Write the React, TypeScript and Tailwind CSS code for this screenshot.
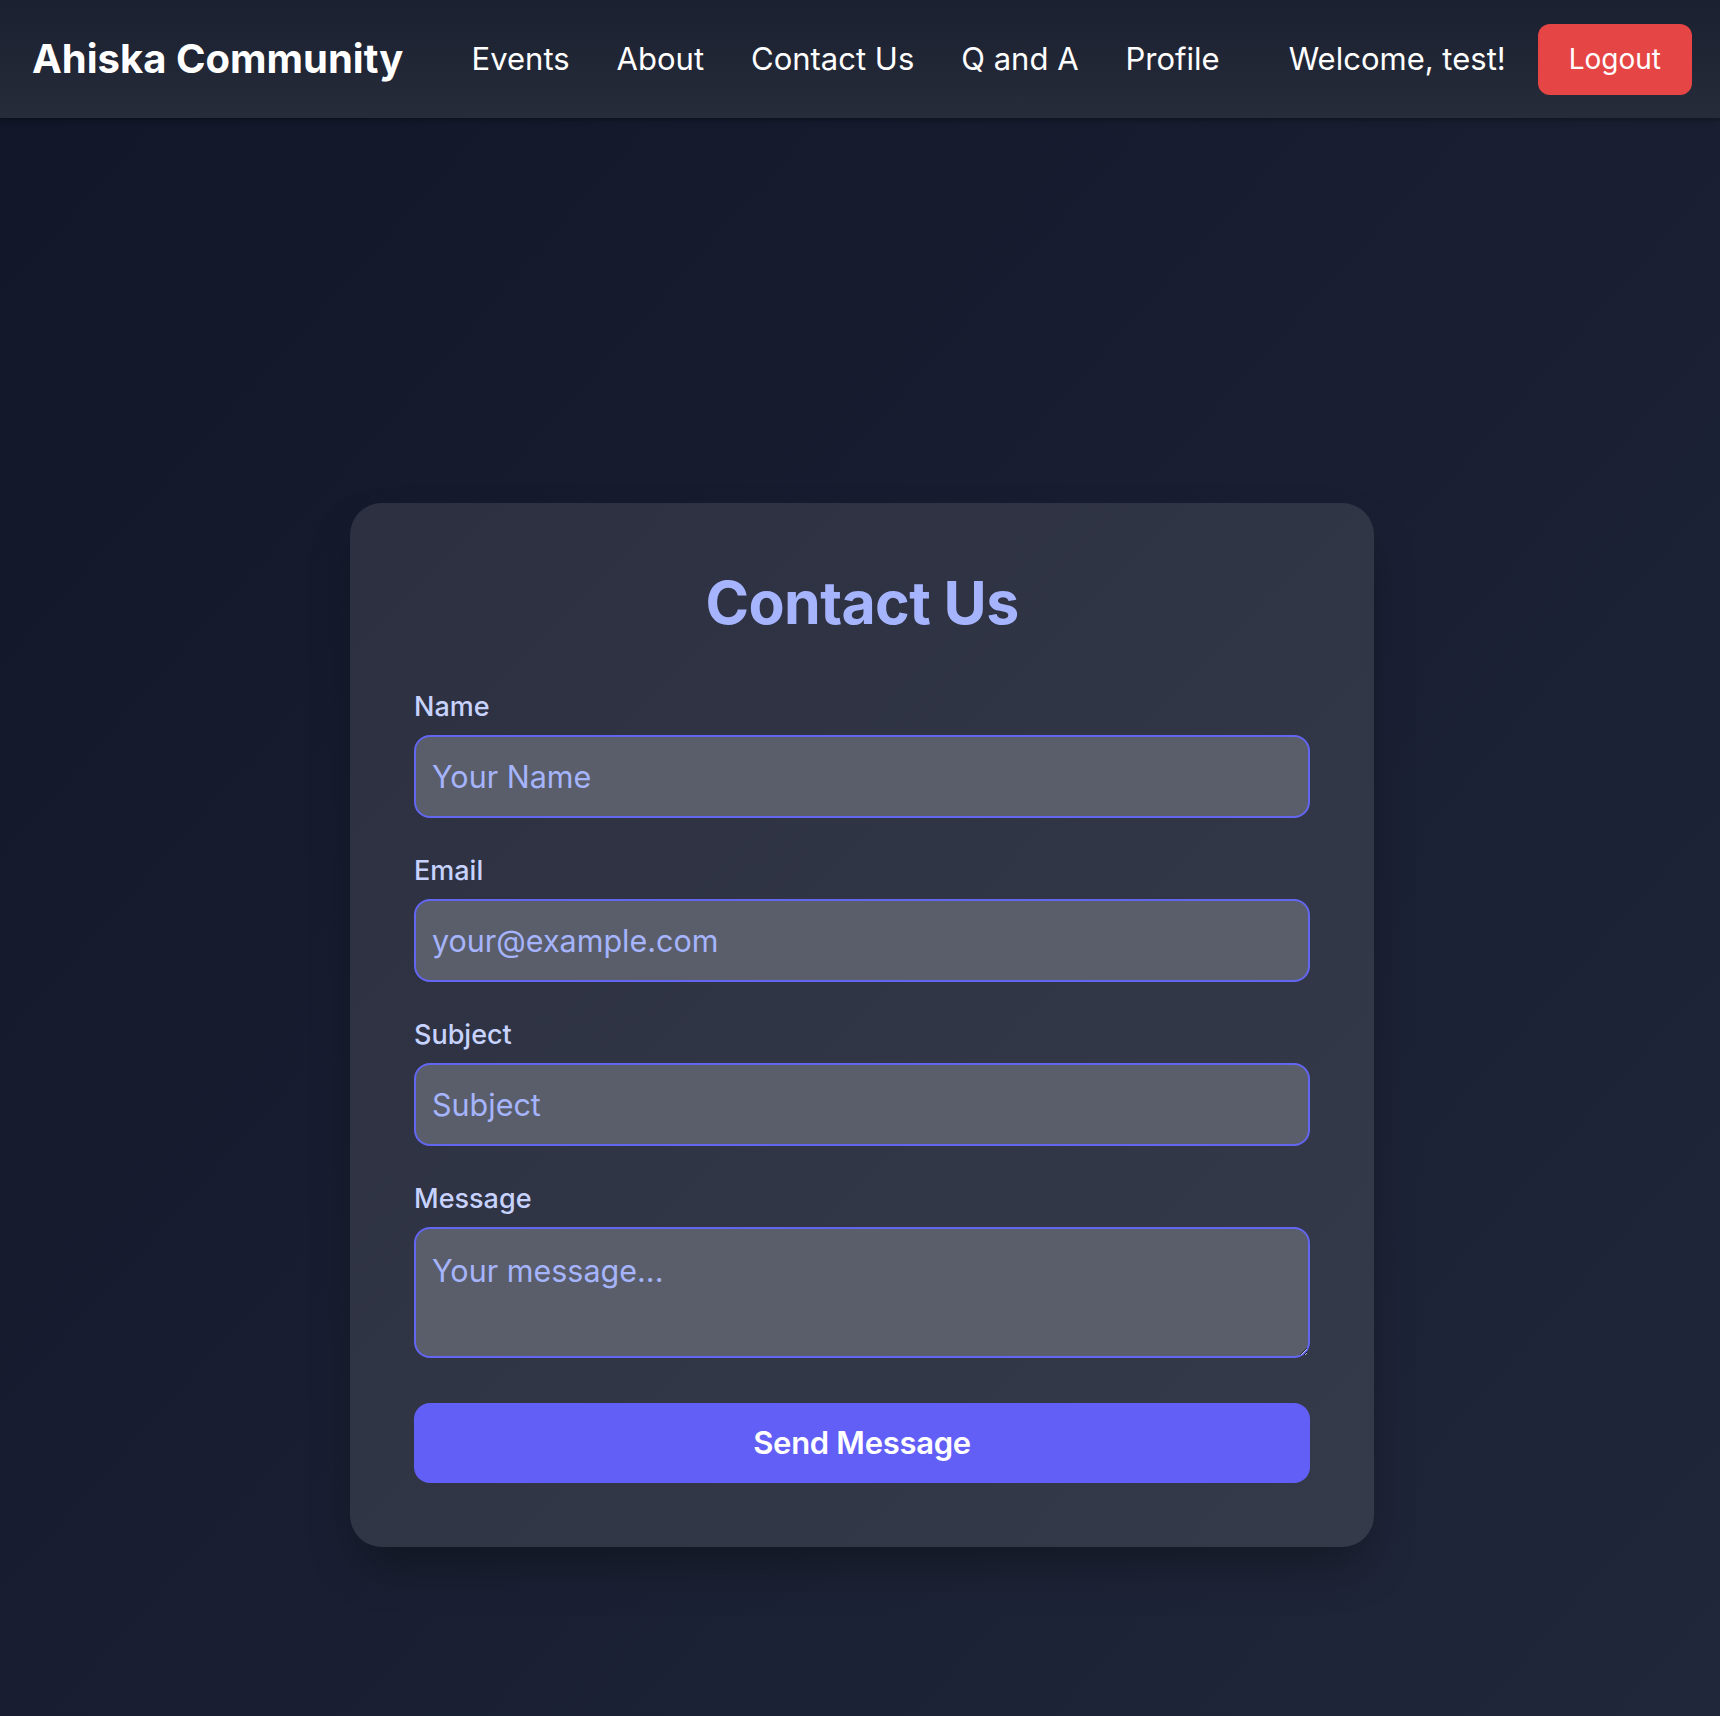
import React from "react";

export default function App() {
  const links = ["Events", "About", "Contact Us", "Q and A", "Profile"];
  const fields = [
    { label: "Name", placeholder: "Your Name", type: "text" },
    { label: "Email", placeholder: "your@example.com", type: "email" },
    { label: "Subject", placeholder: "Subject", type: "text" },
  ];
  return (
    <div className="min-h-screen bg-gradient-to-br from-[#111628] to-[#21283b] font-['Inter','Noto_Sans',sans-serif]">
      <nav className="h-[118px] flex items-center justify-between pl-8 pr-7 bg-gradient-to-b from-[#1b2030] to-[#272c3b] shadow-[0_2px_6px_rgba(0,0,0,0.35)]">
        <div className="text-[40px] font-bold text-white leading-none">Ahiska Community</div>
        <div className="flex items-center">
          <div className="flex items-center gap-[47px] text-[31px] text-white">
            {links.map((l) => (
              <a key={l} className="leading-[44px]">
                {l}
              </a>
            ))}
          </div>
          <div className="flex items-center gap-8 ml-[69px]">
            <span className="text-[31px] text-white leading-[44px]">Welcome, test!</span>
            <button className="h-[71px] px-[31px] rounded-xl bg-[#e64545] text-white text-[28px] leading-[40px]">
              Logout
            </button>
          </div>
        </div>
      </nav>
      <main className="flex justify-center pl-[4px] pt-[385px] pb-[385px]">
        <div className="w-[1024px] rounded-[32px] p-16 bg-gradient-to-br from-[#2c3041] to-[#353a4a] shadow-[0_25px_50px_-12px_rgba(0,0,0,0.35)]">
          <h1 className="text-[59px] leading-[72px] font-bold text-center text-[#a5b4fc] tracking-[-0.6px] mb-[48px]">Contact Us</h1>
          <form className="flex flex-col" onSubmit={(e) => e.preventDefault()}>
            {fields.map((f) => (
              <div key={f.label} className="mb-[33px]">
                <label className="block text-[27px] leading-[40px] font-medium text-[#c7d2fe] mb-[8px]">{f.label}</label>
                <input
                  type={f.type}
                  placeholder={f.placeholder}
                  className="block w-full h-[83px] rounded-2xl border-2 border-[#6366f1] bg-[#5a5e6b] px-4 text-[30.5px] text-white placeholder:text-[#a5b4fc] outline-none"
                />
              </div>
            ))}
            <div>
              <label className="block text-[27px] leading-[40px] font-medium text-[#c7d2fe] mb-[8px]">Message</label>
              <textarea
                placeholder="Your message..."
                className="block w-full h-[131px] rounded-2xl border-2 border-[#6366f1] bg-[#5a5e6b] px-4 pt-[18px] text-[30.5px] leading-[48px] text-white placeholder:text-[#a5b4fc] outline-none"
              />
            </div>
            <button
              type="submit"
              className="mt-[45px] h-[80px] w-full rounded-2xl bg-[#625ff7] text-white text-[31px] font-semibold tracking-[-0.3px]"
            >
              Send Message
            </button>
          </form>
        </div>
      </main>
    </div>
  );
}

○ ○ ○ ○ ○ ○ ○

- [AIM OF THE TASK]
Write down every line from the opening of the listing to the line with "import React from", both included, and nothing else; the pictures are omitted.

- [TASK ANSWER]
Write the React, TypeScript and Tailwind CSS code for this screenshot.
import React from "react";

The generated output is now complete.